Argument 4 - Custom Unit: A ‘duration’ value which specifies a custom time unit. Accepts values like “6h” for 6 hours, “1m30s” for 1 minute and 30 seconds. Valid time units are “ns”, “us”, “ms”, “s”, “m”, “h”.
RecordTime
Example: time__RecordTime_2006-01-02_2018-03-04_d
RecordTime is for a timestamp in a record which applies to the whole record. Any field in the record which will be stored as a ‘time’ field in FeatureBase will have this time associated with its value. Note that using this field type alone will not explicitly create a field in FeatureBase.
Argument 1: Layout: gives an example format for how the date value should be parsed. The default value for layout is ‘2006-01-02T15:04:05Z07:00’. Write this same datetime in whatever format your values have. For example, for a traditional MM/DD/YYYY representation, you would use ‘01/02/2006’ for layout.
Argument 2 - Epoch: The ‘zero’ timestamp from which the int values are calculated. Written using the same layout as specified by argument 1.
Argument 3 - Unit: the incoming value will be interpreted as a duration with this Unit, starting at the configured Epoch. Can be "d"
, "h"
, "m"
, "s"
, "ms"
, "us"
, "ns"
, for day, hour, minute, second, millisecond, microsecond, or nanosecond respectively. Defaults to "s"
.
Timestamp
Example: purchase_date__Timestamp_s_2006-01-02T15:04:05Z07:00_2018-03-04T15:04:05Z_ms
Timestamp fields are implemented internally the same way as integer fields and store the number of time units (e.g. seconds) since an epoch. By default, the time unit is in seconds and the epoch is midnight, January 1, 1970 UTC. Adjusting the granularity and epoch can reduce the storage requirements and computation time when processing records.
Argument 1 - Granularity: the resolution at which the incoming values will be stored. Allowed values are s
, ms
, us
, ns
. Defaults to "s"
.
Argument 2 - Layout: gives an example format for how the date value should be parsed. The default value is RFC3339Nano: ‘2006-01-02T15:04:05.999999999Z07:00’. Write this same datetime in whatever format your values have. Refer to Go’s format docs.
Argument 3 - Epoch: The ‘zero’ timestamp from which the int values are calculated. Written using the same layout as specified by argument 2.

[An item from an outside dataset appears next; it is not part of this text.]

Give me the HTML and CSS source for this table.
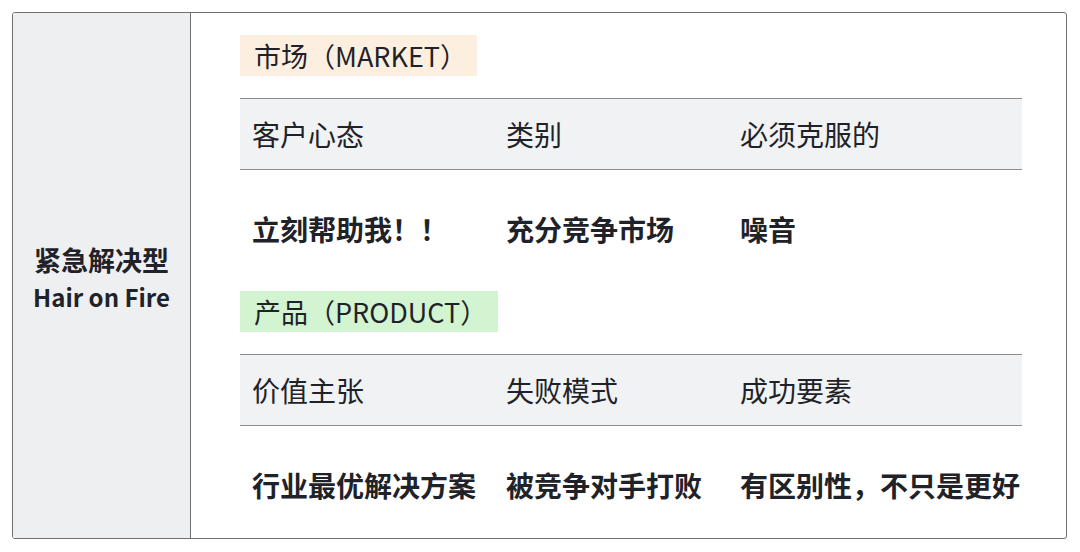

Argument 4 - Unit: the incoming value will be interpreted as a duration with this Unit, starting at the configured Epoch. Can be "d"
, "h"
, "m"
, "s"
, "ms"
, "us"
, "ns"
, for day, hour, minute, second, millisecond, microsecond, or nanosecond respectively. Defaults to "s"
.
StringArray
Example: tags__StringArray_
StringArray is similar to the String
type, but expects multiple values in a single record. Each value will be set in the corresponding row of the FeatureBase ‘set’ or ‘time’ field. To retrieve Array values from a CSV file, the data within the CSV column should be a comma separated list of array values enclosed in double quotes, e.g. "Georgia,Texas,Oregon"
.
Argument 1 — Time Quantum: If this argument is provided, the field will be a “time” field rather than “set”. “time” fields work similarly to “set” fields but each value can have a coarse grained timestamp associated with it. The granularity is controlled by this argument and can be anything from yearly down to hourly. See the FeatureBase Data Model docs for more information about time fields.
IDArray
Example: links__IDArray_
IDArray is similar to the ID
type, but expects multiple values in a single record. Each value will be set in the corresponding row of the FeatureBase ‘set’ or ‘time’ field. To retrieve Array values from a CSV file, the data within the CSV column should be a comma separated list of values enclosed in double quotes, e.g. "10,23,18"
.
Argument 1 — Time Quantum: If this argument is provided, the field will be a “time” field rather than “set”. “time” fields work similarly to “set” fields but each value can have a coarse grained timestamp associated with it. The granularity is controlled by this argument and can be anything from yearly down to hourly. See the FeatureBase Data Model docs for more information about time fields.
Ignore
Example: uuid__Ignore
Ignore the value in this field. If you have values you don’t want to ingest, but it is inconvenient to remove them ahead of time, you can use the Ignore field to explicitly ignore them.